1. The campaign to recall Mayor Sam Adams started using paid signature gatherers last weekend. But that’s not the only news coming from the mostly volunteer group. Earlier this month, the campaign also sent 24-second automated phone messages from former state Sen. Avel Gordly to Portlanders who signed last year’s recall petition. The messages encouraged those people to provide new signatures. As of last week, recallers had 10,000 signatures—less than one-third of the 32,000-plus valid signatures they must turn in by April 20.
  2. Fred Leonhardt, who wrote speeches for former Gov. Neil Goldschmidt, penned an angry note last week to Attorney General John Kroger. After the arrest of an alleged child rapist, Kroger issued a statement saying, “children have a right to be safe in our community and when people take advantage of them sexually, it’s tragic and alters that child’s life forever.” Leonhardt questioned why Kroger had not applied that same standard when he gave the keynote address at a Martin Luther King Jr. Day event this year honoring the Rev. Matt Hennessee. Hennessee’s promising political career ended abruptly in 2005 when The Oregonian reported he’d sexually abused a minor relative a decade earlier. Leonhardt, a harsh critic of Goldschmidt, chided Kroger for joining elected officials such as Mayor Sam Adams and Metro Council President David Bragdon, in burnishing Hennessee’s rep. Kroger says he accepted the invite to honor King and noted he was among hundreds in attendance.

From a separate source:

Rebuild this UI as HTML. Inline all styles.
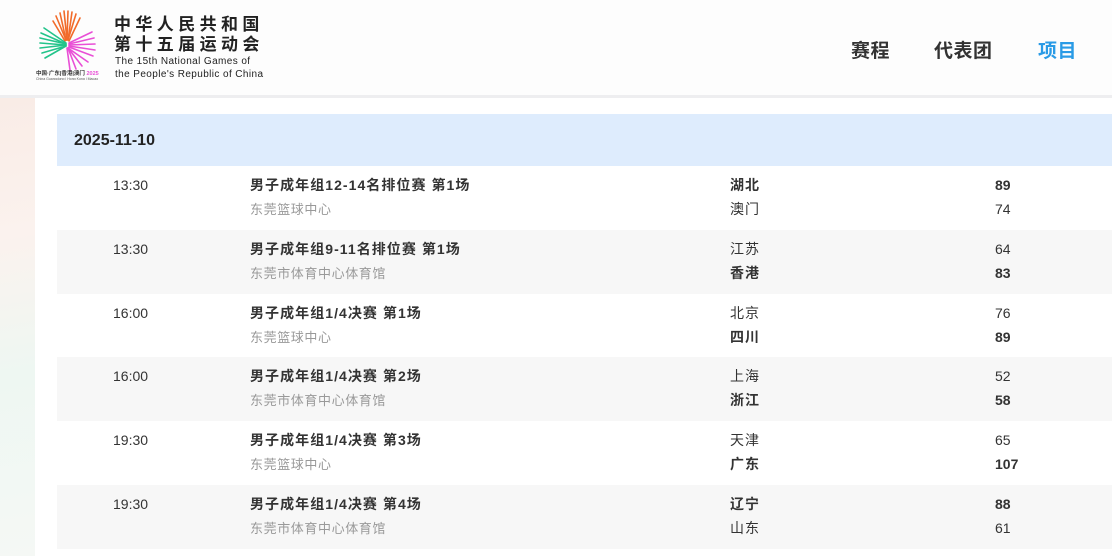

  3. About 200 people marked the seventh anniversary of the Iraq War with a protest rally March 20 in Terry Schrunk Plaza downtown. Demonstrators, some carrying signs saying “Stop Afghan Death” and “Free Palestine,” also spoke out against the increased U.S. presence in Afghanistan. The crowd then marched through the streets, chanting, “Money for jobs and education, not for war and occupation.”
  4. An unidentified staffer in Mayor Sam Adams’ office was disciplined last week after using the mayor’s City of Portland-issued credit card to make an October purchase at Spartacus Leathers, a sex shop. Spokesman Roy Kaufmann says a junior-level staffer spent $18.90 on two masks for a masquerade ball where the mayor was to get an award. Adams, however, did not attend the event. Portland’s budget office flagged the purchase last fall. After the mayor’s office produced the receipt, the budget office dropped its inquiry. The staffer wrote a check to the city March 19, a day after wweek.com reported the expense.
  1. The dust-up between Stumptown and China over the Portland City Council’s decision to make March 10 “Tibet Awareness Day” has taken another strange twist. After the Beijing daily Global Times published a March 12 story threatening the blocking of Trail Blazers broadcasts in China, a Chinese sportscaster backed off his blog campaign encouraging retaliation against Portland. According to a translation by Tacoma blogger Sinologistical Violoncellist, sportscaster Yu Jia blogged a retraction that urged people to instead pay attention to “achievements now taking place in the National Congresses” in Beijing. “It’s hard to imagine what prompted this message, but the author becomes quiet thereafter on the Portland-Tibet issue,” the Tacoma blogger notes.
  2. Last weekend, Portland tried to get noticed in the nationwide competition to be selected as the trial city for Google’s super-fast fiber optic internet. Portland’s plan to woo the Goo? Set the Guinness world record for longest game of telephone. At least 615 people were needed to break the record, but on a sunny Saturday only about 50 showed up to participate. Impressed yet, Google?
  3. Ross Day is gathering signatures to ask voters to change the 2011 legislative redistricting that follows the census, which is now starting to kick into action. Day, a conservative vote canvasser, expects both major parties to oppose his constitutional amendment, which would take away responsibility for redistricting from the legislature and secretary of state. His amendment would make redistricting the responsibility of a panel of retired circuit court judges, one from each congressional district. Day says he’d like Oregon to follow California and Washington in taking partisan politics out of redistricting. “I expect the measure to qualify for the November ballot with ease,” Day says.
  4. State Rep. Jim Weidner (R-McMinnville) won’t face any consequences for violating a House rule by accepting a political contribution during the February special session. For there to be any discipline, House Clerk Ramona Kenady says a member must lodge an official complaint and none did. Kenady says Weidner consulted her and she advised him to return the $300 contribution he received on Feb. 9 from Idaho Power. Records show Weidner did so on March 11. “It’s my understanding that the whole thing was a mistake,” say House Republican spokesman Nick Smith.